** Start Data shown **

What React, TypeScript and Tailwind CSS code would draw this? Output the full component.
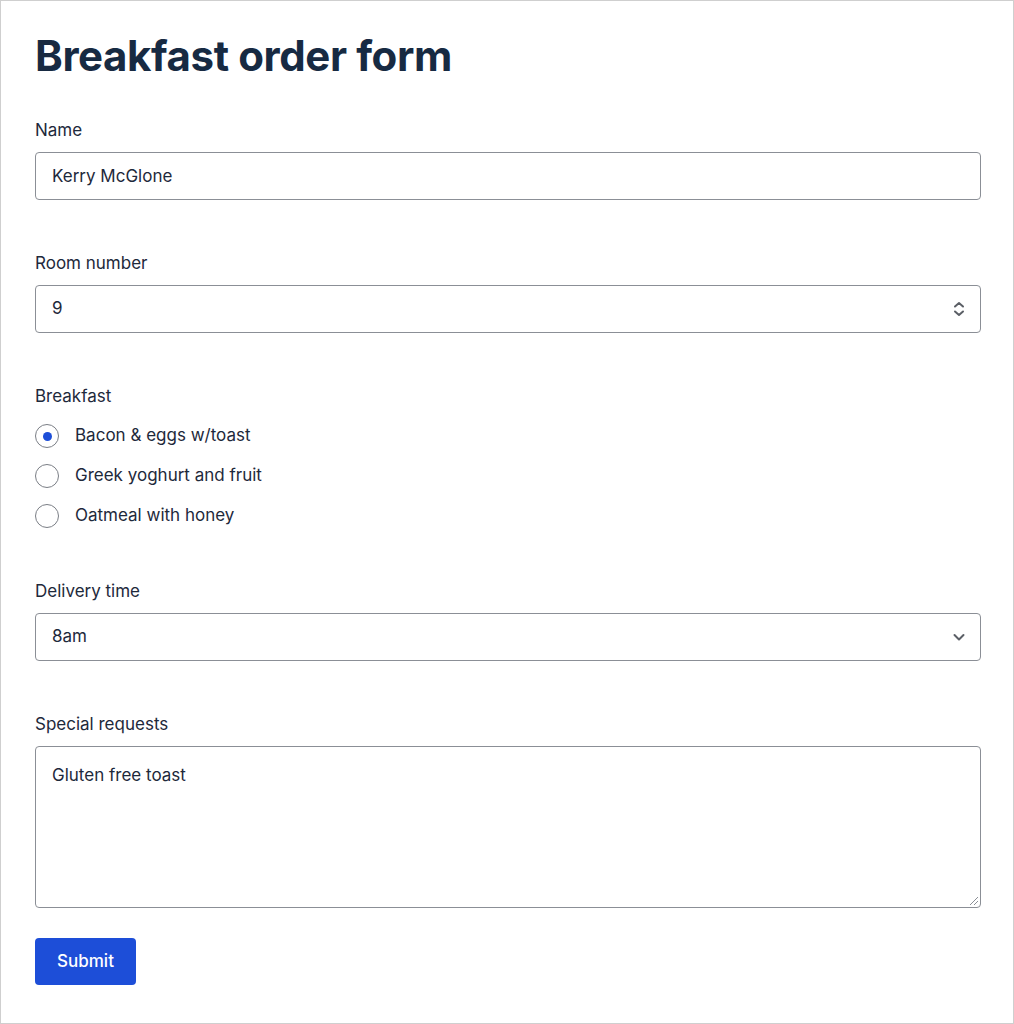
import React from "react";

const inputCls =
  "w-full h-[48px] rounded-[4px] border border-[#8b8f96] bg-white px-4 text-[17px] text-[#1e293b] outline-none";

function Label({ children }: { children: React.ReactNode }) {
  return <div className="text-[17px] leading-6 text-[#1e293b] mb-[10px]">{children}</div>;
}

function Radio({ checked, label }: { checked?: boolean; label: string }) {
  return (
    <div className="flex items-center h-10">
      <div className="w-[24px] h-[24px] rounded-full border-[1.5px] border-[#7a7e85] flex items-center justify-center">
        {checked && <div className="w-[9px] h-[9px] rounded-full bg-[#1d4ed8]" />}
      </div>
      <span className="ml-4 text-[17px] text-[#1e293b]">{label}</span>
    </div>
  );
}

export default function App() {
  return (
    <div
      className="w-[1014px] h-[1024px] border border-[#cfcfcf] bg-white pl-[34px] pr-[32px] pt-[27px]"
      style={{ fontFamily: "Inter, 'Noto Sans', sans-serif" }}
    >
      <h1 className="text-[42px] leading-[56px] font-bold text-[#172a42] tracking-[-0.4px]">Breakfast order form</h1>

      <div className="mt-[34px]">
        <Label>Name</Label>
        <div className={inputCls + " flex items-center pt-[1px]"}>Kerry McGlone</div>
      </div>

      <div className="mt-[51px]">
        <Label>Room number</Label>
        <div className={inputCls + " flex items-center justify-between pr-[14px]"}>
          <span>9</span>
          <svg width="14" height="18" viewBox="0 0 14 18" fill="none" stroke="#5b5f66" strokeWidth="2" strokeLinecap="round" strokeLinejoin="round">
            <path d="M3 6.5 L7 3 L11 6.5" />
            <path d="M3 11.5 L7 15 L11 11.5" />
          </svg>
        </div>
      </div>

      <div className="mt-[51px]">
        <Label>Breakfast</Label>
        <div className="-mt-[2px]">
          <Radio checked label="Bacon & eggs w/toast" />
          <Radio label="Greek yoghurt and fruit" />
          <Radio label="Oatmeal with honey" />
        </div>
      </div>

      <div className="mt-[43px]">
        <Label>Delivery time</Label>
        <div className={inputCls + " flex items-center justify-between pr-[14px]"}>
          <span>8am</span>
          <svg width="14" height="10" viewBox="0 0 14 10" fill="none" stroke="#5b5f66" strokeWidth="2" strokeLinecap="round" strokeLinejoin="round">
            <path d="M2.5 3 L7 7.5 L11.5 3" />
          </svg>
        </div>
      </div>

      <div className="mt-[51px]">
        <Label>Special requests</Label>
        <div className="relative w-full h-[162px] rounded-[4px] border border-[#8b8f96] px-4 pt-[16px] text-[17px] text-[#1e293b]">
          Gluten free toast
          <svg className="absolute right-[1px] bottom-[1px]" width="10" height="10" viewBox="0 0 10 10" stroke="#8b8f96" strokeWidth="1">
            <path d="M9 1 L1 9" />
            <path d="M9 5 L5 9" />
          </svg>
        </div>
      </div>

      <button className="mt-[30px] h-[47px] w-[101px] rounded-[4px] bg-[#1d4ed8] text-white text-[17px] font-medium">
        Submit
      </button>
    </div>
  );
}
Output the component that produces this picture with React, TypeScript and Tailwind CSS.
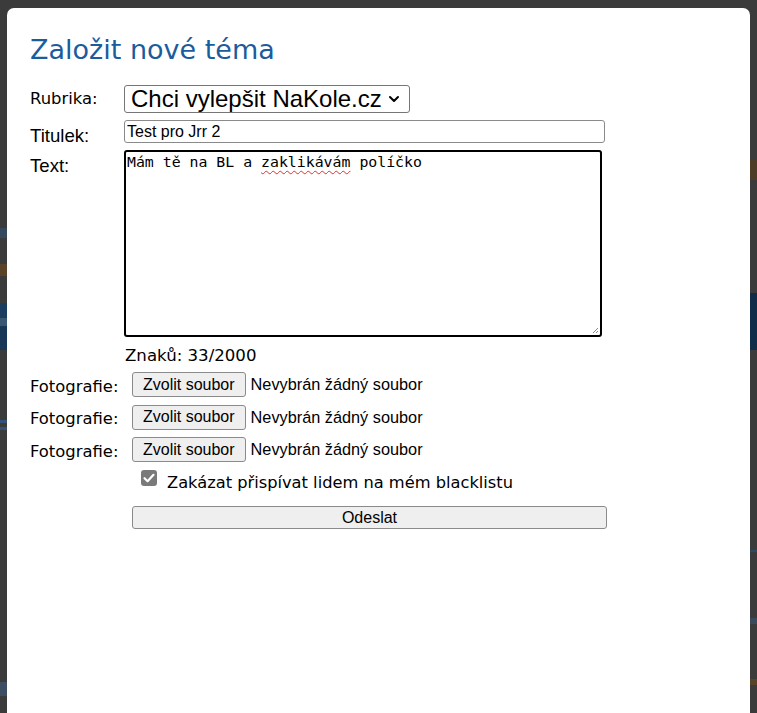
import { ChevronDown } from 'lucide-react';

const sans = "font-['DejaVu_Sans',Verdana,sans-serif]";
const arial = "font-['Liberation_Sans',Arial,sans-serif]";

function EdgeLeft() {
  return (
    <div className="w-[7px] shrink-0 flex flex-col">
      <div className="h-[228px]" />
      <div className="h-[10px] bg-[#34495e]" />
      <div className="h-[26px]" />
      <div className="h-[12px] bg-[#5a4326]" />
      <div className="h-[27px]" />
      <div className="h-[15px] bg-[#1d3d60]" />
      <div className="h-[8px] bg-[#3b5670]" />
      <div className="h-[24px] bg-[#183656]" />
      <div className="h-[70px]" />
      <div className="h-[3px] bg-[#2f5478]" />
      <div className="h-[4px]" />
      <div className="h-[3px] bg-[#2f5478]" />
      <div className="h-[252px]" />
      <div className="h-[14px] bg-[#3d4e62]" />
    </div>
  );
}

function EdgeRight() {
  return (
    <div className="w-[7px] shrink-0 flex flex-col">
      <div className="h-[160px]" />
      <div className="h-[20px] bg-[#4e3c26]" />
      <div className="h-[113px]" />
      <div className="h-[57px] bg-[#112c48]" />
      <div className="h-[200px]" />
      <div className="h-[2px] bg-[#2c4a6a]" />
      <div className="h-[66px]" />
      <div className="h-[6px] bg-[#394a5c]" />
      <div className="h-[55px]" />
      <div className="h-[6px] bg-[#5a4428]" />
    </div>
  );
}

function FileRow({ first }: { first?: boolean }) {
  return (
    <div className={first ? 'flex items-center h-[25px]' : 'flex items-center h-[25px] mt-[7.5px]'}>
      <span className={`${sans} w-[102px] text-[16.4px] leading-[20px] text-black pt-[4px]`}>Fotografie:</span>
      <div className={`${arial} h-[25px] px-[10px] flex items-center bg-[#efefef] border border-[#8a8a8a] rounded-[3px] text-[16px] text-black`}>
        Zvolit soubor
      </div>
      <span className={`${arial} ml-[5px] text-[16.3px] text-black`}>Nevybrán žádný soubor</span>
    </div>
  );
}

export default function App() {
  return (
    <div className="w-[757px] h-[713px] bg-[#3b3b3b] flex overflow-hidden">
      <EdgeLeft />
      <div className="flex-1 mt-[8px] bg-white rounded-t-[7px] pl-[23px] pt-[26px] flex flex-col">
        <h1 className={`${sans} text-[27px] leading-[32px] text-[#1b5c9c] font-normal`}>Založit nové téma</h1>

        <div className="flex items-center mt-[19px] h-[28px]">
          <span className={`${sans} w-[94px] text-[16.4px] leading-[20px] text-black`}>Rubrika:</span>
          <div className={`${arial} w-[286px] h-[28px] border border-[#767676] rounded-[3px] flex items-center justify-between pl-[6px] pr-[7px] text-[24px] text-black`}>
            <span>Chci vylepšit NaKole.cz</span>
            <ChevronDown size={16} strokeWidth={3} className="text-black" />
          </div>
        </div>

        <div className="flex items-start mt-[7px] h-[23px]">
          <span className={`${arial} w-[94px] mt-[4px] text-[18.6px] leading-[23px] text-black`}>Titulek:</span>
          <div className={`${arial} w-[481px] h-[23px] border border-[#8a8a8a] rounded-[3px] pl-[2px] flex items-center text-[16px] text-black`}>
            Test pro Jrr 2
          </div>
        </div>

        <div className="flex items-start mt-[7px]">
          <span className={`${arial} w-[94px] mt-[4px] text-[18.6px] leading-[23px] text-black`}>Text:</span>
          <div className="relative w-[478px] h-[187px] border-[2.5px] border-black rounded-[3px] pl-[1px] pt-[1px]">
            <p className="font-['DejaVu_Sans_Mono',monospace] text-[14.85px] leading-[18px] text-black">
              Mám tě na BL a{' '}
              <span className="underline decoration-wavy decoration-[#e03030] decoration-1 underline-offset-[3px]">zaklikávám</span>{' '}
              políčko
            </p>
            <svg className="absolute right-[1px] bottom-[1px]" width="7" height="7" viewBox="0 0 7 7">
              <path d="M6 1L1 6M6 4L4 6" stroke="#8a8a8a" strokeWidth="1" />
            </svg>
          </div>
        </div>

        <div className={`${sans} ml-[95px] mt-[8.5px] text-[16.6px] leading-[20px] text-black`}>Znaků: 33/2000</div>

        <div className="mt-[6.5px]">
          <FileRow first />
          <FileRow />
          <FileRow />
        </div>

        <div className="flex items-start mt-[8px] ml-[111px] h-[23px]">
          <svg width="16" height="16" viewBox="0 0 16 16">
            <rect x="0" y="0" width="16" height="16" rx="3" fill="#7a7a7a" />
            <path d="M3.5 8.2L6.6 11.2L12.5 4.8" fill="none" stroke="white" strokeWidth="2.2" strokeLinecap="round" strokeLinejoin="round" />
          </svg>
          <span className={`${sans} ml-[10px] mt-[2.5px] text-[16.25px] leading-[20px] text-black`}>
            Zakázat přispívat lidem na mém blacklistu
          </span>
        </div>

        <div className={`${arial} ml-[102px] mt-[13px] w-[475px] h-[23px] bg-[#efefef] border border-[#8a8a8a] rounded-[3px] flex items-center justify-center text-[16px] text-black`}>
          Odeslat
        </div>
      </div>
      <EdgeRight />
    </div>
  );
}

** End Data shown **

- Stated exercise
Skip the pictures. Restate exactly the lines from the start of the entries through the line containing "h-[48px] rounded-[4px] border", both ends included.

- Expected answer
What React, TypeScript and Tailwind CSS code would draw this? Output the full component.
import React from "react";

const inputCls =
  "w-full h-[48px] rounded-[4px] border border-[#8b8f96] bg-white px-4 text-[17px] text-[#1e293b] outline-none";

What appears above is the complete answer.